*WORKING DATA*.
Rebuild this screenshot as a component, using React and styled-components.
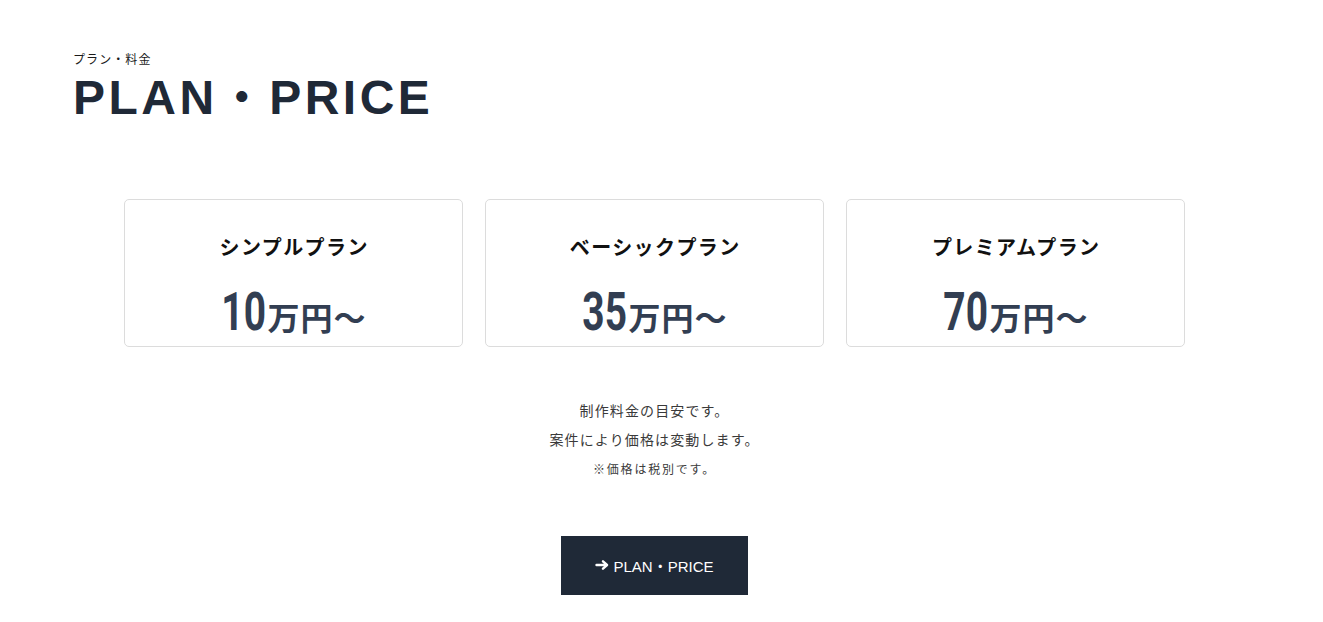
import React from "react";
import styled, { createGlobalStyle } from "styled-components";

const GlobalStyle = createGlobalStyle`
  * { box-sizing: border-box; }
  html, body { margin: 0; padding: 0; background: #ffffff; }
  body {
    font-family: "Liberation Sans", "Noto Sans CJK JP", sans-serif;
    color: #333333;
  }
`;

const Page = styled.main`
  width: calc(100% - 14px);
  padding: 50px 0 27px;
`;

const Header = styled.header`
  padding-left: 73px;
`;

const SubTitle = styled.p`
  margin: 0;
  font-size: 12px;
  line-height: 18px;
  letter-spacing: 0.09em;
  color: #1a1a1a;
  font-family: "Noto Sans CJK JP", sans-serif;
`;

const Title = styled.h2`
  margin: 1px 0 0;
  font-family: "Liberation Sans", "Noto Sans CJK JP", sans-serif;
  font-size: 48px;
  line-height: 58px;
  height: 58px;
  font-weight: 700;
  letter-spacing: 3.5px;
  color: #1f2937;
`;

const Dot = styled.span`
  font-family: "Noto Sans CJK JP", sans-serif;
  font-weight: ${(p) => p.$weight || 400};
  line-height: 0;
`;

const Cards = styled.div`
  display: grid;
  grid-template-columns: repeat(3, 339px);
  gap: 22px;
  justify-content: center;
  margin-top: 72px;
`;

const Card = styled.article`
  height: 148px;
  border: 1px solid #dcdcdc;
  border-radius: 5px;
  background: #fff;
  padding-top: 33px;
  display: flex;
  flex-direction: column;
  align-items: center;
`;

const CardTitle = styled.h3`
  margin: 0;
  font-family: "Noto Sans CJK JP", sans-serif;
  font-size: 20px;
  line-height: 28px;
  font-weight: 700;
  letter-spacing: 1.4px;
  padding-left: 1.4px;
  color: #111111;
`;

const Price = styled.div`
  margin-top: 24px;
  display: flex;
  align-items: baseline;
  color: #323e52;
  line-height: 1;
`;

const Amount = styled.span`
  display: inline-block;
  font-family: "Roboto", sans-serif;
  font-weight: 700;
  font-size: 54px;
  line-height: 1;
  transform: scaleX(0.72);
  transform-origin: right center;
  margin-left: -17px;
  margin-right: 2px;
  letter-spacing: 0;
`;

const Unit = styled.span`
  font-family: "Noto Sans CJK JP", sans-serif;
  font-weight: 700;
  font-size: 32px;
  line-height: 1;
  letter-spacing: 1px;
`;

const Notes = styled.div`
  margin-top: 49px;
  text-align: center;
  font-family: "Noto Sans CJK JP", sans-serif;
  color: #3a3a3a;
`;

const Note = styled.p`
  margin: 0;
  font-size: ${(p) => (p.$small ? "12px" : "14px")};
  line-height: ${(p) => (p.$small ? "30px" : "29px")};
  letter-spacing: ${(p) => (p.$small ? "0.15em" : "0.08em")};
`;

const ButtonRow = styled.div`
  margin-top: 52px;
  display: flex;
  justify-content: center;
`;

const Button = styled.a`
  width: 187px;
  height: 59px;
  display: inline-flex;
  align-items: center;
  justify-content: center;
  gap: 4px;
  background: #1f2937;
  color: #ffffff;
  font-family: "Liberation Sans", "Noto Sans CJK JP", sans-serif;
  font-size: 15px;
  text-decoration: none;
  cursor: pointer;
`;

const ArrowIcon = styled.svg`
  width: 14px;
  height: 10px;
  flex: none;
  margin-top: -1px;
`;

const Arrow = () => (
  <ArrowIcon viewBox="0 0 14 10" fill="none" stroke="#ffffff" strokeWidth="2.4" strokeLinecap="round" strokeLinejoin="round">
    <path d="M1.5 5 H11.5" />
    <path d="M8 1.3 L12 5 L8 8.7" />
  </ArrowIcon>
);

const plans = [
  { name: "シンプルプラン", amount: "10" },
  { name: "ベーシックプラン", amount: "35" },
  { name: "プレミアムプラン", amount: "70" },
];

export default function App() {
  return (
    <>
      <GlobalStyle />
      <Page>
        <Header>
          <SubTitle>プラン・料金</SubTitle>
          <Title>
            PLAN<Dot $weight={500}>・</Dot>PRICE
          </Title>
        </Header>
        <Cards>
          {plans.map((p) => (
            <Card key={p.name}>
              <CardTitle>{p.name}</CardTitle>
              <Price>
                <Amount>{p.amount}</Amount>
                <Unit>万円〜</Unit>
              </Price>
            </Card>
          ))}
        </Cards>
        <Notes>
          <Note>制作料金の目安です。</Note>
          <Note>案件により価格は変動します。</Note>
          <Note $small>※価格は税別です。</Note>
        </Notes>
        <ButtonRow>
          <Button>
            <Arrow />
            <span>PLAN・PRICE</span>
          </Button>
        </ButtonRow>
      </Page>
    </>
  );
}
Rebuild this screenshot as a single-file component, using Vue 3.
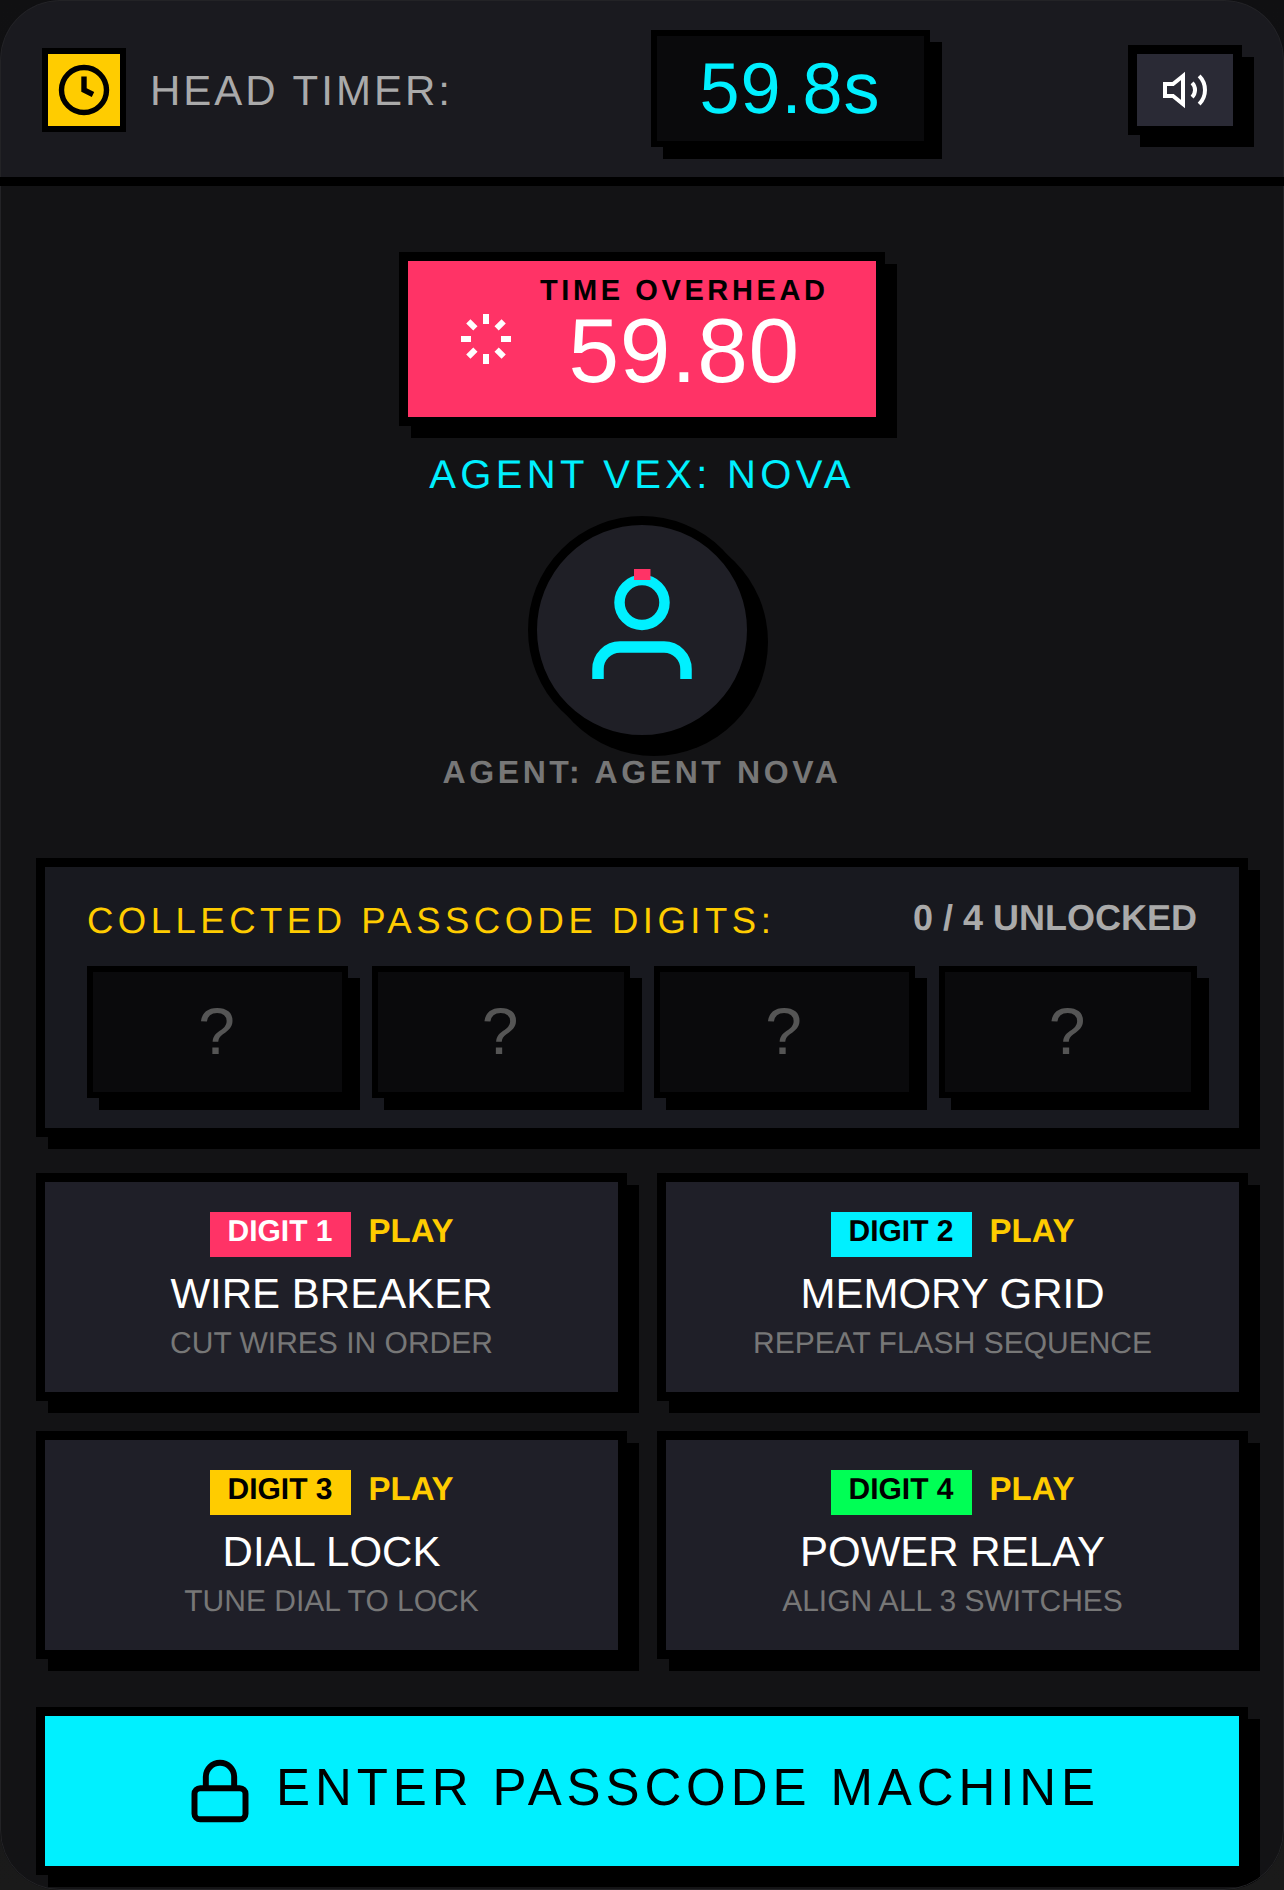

*WHAT IS BEING ASKED*.
Every line above should be repeated exactly; pictures stay out of the copy.

*SOLUTION TO THIS EXERCISE*.
Rebuild this screenshot as a component, using React and styled-components.
import React from "react";
import styled, { createGlobalStyle } from "styled-components";

const GlobalStyle = createGlobalStyle`
  * { box-sizing: border-box; }
  html, body { margin: 0; padding: 0; background: #ffffff; }
  body {
    font-family: "Liberation Sans", "Noto Sans CJK JP", sans-serif;
    color: #333333;
  }
`;

const Page = styled.main`
  width: calc(100% - 14px);
  padding: 50px 0 27px;
`;

const Header = styled.header`
  padding-left: 73px;
`;

const SubTitle = styled.p`
  margin: 0;
  font-size: 12px;
  line-height: 18px;
  letter-spacing: 0.09em;
  color: #1a1a1a;
  font-family: "Noto Sans CJK JP", sans-serif;
`;

const Title = styled.h2`
  margin: 1px 0 0;
  font-family: "Liberation Sans", "Noto Sans CJK JP", sans-serif;
  font-size: 48px;
  line-height: 58px;
  height: 58px;
  font-weight: 700;
  letter-spacing: 3.5px;
  color: #1f2937;
`;

const Dot = styled.span`
  font-family: "Noto Sans CJK JP", sans-serif;
  font-weight: ${(p) => p.$weight || 400};
  line-height: 0;
`;

const Cards = styled.div`
  display: grid;
  grid-template-columns: repeat(3, 339px);
  gap: 22px;
  justify-content: center;
  margin-top: 72px;
`;

const Card = styled.article`
  height: 148px;
  border: 1px solid #dcdcdc;
  border-radius: 5px;
  background: #fff;
  padding-top: 33px;
  display: flex;
  flex-direction: column;
  align-items: center;
`;

const CardTitle = styled.h3`
  margin: 0;
  font-family: "Noto Sans CJK JP", sans-serif;
  font-size: 20px;
  line-height: 28px;
  font-weight: 700;
  letter-spacing: 1.4px;
  padding-left: 1.4px;
  color: #111111;
`;

const Price = styled.div`
  margin-top: 24px;
  display: flex;
  align-items: baseline;
  color: #323e52;
  line-height: 1;
`;

const Amount = styled.span`
  display: inline-block;
  font-family: "Roboto", sans-serif;
  font-weight: 700;
  font-size: 54px;
  line-height: 1;
  transform: scaleX(0.72);
  transform-origin: right center;
  margin-left: -17px;
  margin-right: 2px;
  letter-spacing: 0;
`;

const Unit = styled.span`
  font-family: "Noto Sans CJK JP", sans-serif;
  font-weight: 700;
  font-size: 32px;
  line-height: 1;
  letter-spacing: 1px;
`;

const Notes = styled.div`
  margin-top: 49px;
  text-align: center;
  font-family: "Noto Sans CJK JP", sans-serif;
  color: #3a3a3a;
`;

const Note = styled.p`
  margin: 0;
  font-size: ${(p) => (p.$small ? "12px" : "14px")};
  line-height: ${(p) => (p.$small ? "30px" : "29px")};
  letter-spacing: ${(p) => (p.$small ? "0.15em" : "0.08em")};
`;

const ButtonRow = styled.div`
  margin-top: 52px;
  display: flex;
  justify-content: center;
`;

const Button = styled.a`
  width: 187px;
  height: 59px;
  display: inline-flex;
  align-items: center;
  justify-content: center;
  gap: 4px;
  background: #1f2937;
  color: #ffffff;
  font-family: "Liberation Sans", "Noto Sans CJK JP", sans-serif;
  font-size: 15px;
  text-decoration: none;
  cursor: pointer;
`;

const ArrowIcon = styled.svg`
  width: 14px;
  height: 10px;
  flex: none;
  margin-top: -1px;
`;

const Arrow = () => (
  <ArrowIcon viewBox="0 0 14 10" fill="none" stroke="#ffffff" strokeWidth="2.4" strokeLinecap="round" strokeLinejoin="round">
    <path d="M1.5 5 H11.5" />
    <path d="M8 1.3 L12 5 L8 8.7" />
  </ArrowIcon>
);

const plans = [
  { name: "シンプルプラン", amount: "10" },
  { name: "ベーシックプラン", amount: "35" },
  { name: "プレミアムプラン", amount: "70" },
];

export default function App() {
  return (
    <>
      <GlobalStyle />
      <Page>
        <Header>
          <SubTitle>プラン・料金</SubTitle>
          <Title>
            PLAN<Dot $weight={500}>・</Dot>PRICE
          </Title>
        </Header>
        <Cards>
          {plans.map((p) => (
            <Card key={p.name}>
              <CardTitle>{p.name}</CardTitle>
              <Price>
                <Amount>{p.amount}</Amount>
                <Unit>万円〜</Unit>
              </Price>
            </Card>
          ))}
        </Cards>
        <Notes>
          <Note>制作料金の目安です。</Note>
          <Note>案件により価格は変動します。</Note>
          <Note $small>※価格は税別です。</Note>
        </Notes>
        <ButtonRow>
          <Button>
            <Arrow />
            <span>PLAN・PRICE</span>
          </Button>
        </ButtonRow>
      </Page>
    </>
  );
}
Rebuild this screenshot as a single-file component, using Vue 3.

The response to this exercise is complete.